Photos that look good
A crisp, professional photo (or a really good product photo you take yourself) showcasing a product looks far more enticing than a pixelated product photo with muted colors or unprofessional, unintentional shadows. It’s easier to get interested in a product that looks good—after all, two-thirds of people say the quality of product photos affects their decision on whether to buy something or not.
Here’s an email from Colorware, a company that custom paints electronics. Colorware isn’t a gigantic corporation and (most likely) doesn’t have an email marketing budget in the seven- or even six-figure range, but they’ve invested in professional photographs that best showcase the aesthetics of their product. Without these well-lit and nicely composed professional photos, the products wouldn’t look nearly as good—and likely wouldn’t sell nearly as well.

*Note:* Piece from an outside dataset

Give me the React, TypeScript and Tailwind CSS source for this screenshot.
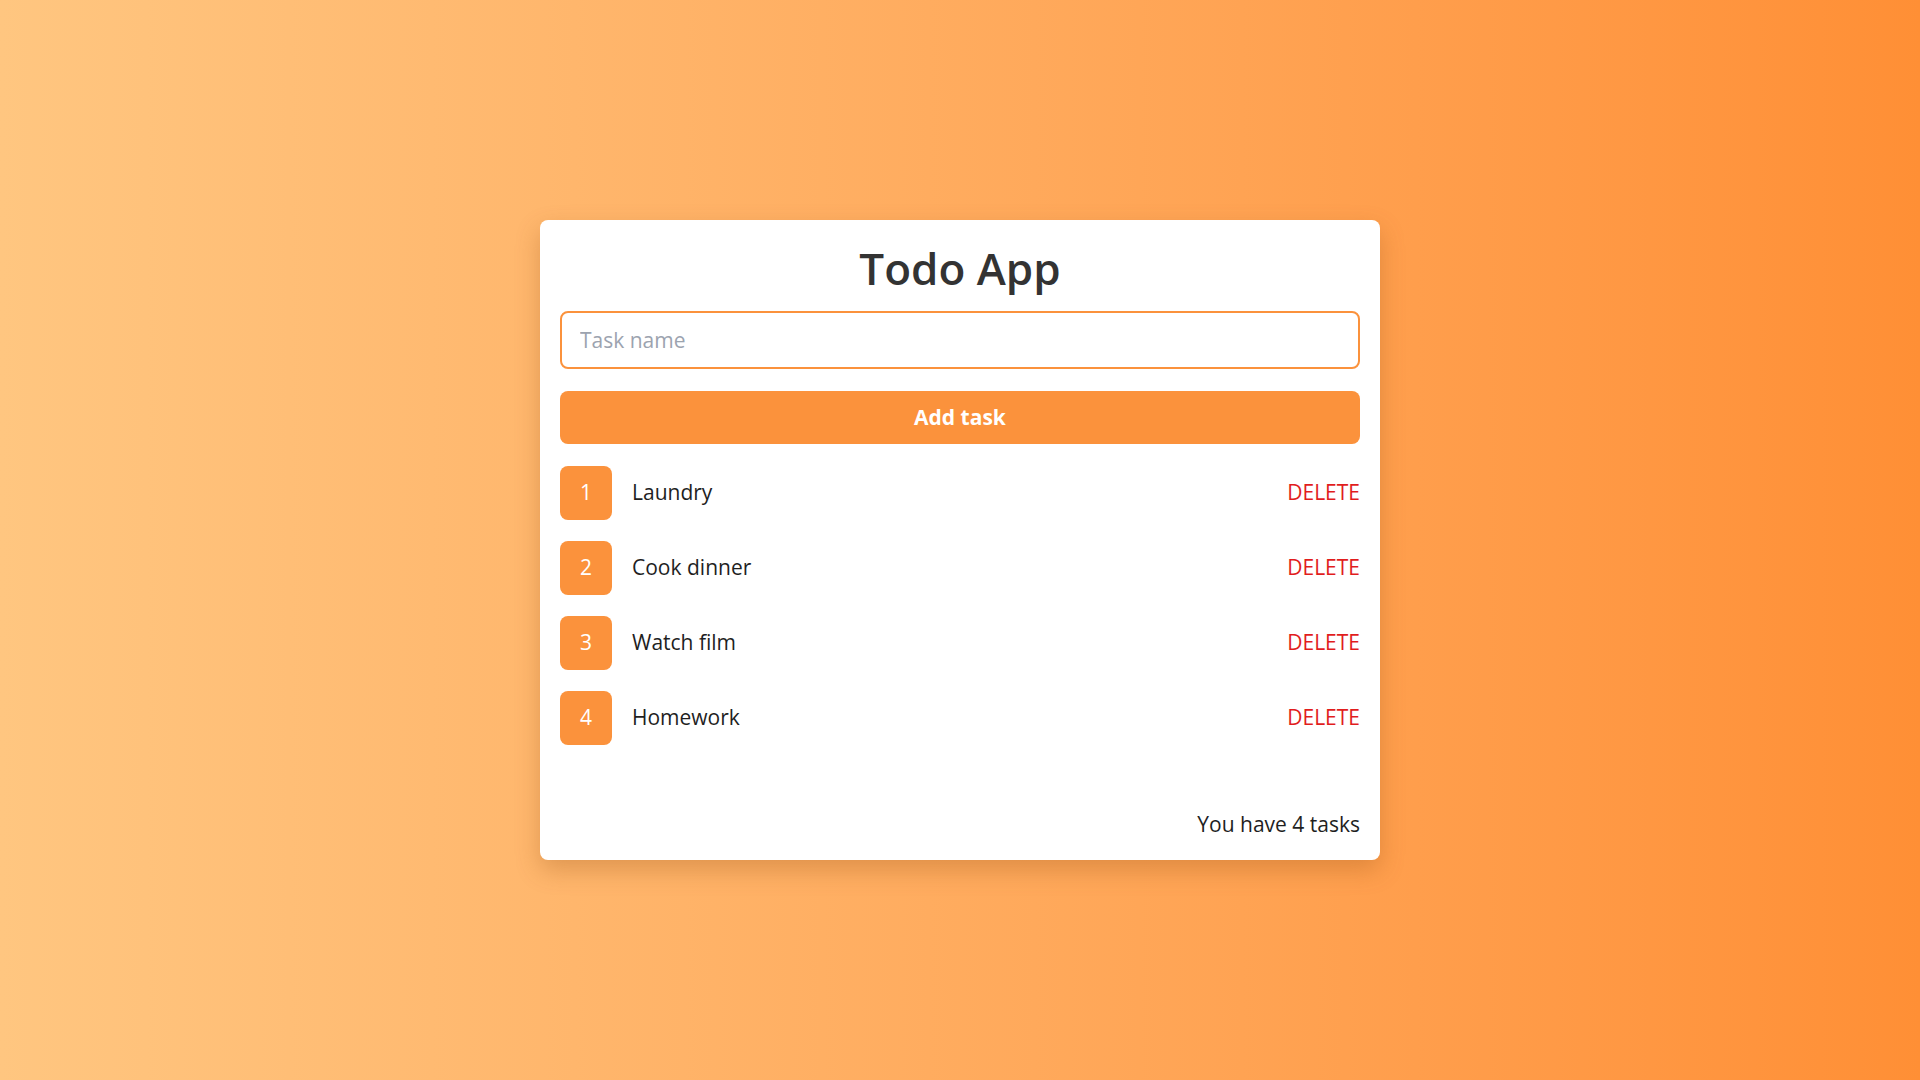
import { useState } from 'react';

type Task = {
  id: number;
  name: string;
};

const initialTasks: Task[] = [
  { id: 1, name: 'Laundry' },
  { id: 2, name: 'Cook dinner' },
  { id: 3, name: 'Watch film' },
  { id: 4, name: 'Homework' },
];

export default function App() {
  const [tasks, setTasks] = useState<Task[]>(initialTasks);
  const [name, setName] = useState('');

  const addTask = () => {
    if (!name.trim()) return;
    setTasks((prev) => [
      ...prev,
      { id: Date.now(), name: name.trim() },
    ]);
    setName('');
  };

  return (
    <div className="min-h-[calc(100vh+16px)] w-screen bg-gradient-to-r from-[#ffc680] to-[#ff8f35] font-['Open_Sans','Noto_Sans',sans-serif]">
      <div className="flex h-screen items-center justify-center">
        <div className="flex h-[640px] w-[840px] flex-col rounded-lg bg-white px-5 pt-4 pb-5 shadow-[0_10px_25px_rgba(150,80,20,0.3)]">
          <h1 className="text-center text-[44px] font-semibold leading-[64px] text-[#333333]">
            Todo App
          </h1>

          <input
            type="text"
            value={name}
            onChange={(e) => setName(e.target.value)}
            placeholder="Task name"
            className="mt-[11px] h-[58px] w-full rounded-lg border-2 border-[#fb923c] px-[18px] text-[21px] text-[#333] outline-none placeholder:text-[#9ca3af]"
          />

          <button
            type="button"
            onClick={addTask}
            className="mt-[22px] h-[53px] w-full rounded-lg bg-[#fb923c] text-[21px] font-bold text-white"
          >
            Add task
          </button>

          <ul className="mt-[22px] flex flex-col gap-[21px]">
            {tasks.map((task, i) => (
              <li key={task.id} className="flex items-center">
                <span className="flex h-[54px] w-[52px] items-center justify-center rounded-lg bg-[#fb923c] text-[21px] text-white">
                  {i + 1}
                </span>
                <span className="ml-[20px] flex-1 text-[21px] text-[#1f1f1f]">
                  {task.name}
                </span>
                <button
                  type="button"
                  onClick={() =>
                    setTasks((prev) => prev.filter((t) => t.id !== task.id))
                  }
                  className="text-[21px] text-[#e11d1d]"
                >
                  DELETE
                </button>
              </li>
            ))}
          </ul>

          <p className="mt-auto text-right text-[21px] text-[#1f1f1f]">
            You have {tasks.length} tasks
          </p>
        </div>
      </div>
    </div>
  );
}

Photos that showcase your products
Photos that showcase your product are tied into the solution selling principle that we just discussed in the previous section about headlines. In our section on email design, we featured an email from Yeti that used a photo of a multitasking mom at the beach. Rather than saying “our cooler is great for multitasking moms at the beach,” their picture of a multitasking mom using the cooler at the beach to make her kids happy while staying calm and organized hammered the point home far more effectively. The better job you do demonstrating how your products will improve a customer’s life—whether filling a void, solving a problem, or just making life more fun—the better job you do building interest in your product.
In this email, Anthropologie isn’t just selling its dress—it’s selling the fun you’ll have wearing the dress to a spring beach party, looking good and kissing cute dogs. It’s not about the dress, it’s about all the cool stuff their target customer would get to do in the dress.
Copy (and the third step of the sales funnel, decision)
Your email doesn’t need to be loaded up with copy. As we discussed in the email design lesson, to maximize your click-through rate, the ideal length is about 20 lines of text (which is around 200 words). Here’s an example of an Office Depot/OfficeMax email with approximately 20 short lines of text. As a result, it feels very easy to read and simple to process.
There are a number of different copy strategies you can take as you drive a person toward taking action, all of which fall under different proven psychological approaches to persuasion. (PDF) You can employ one of these or combine a few of them, but in general, these are the content strategies that lead to an effective sales pitch that will drive a decision.
Reciprocation
It’s a quirk of human nature: When someone does us a favor, we feel deeply obliged to return it in kind. That’s why stores will offer “friends and family” discounts to people who are neither friends nor family. That deal is framed as a favor, the store generously letting you in on something exclusive because they like you, and it’s our instinct to return the favor—by actually using that discount to purchase something. For email marketing and decision-driving purposes, reciprocation comes into play in a scenario where you can position your offer as a generous service, exclusive perk, or customer-centric deal (“This weekend, buy any 2020 Ford at the wholesale price!”)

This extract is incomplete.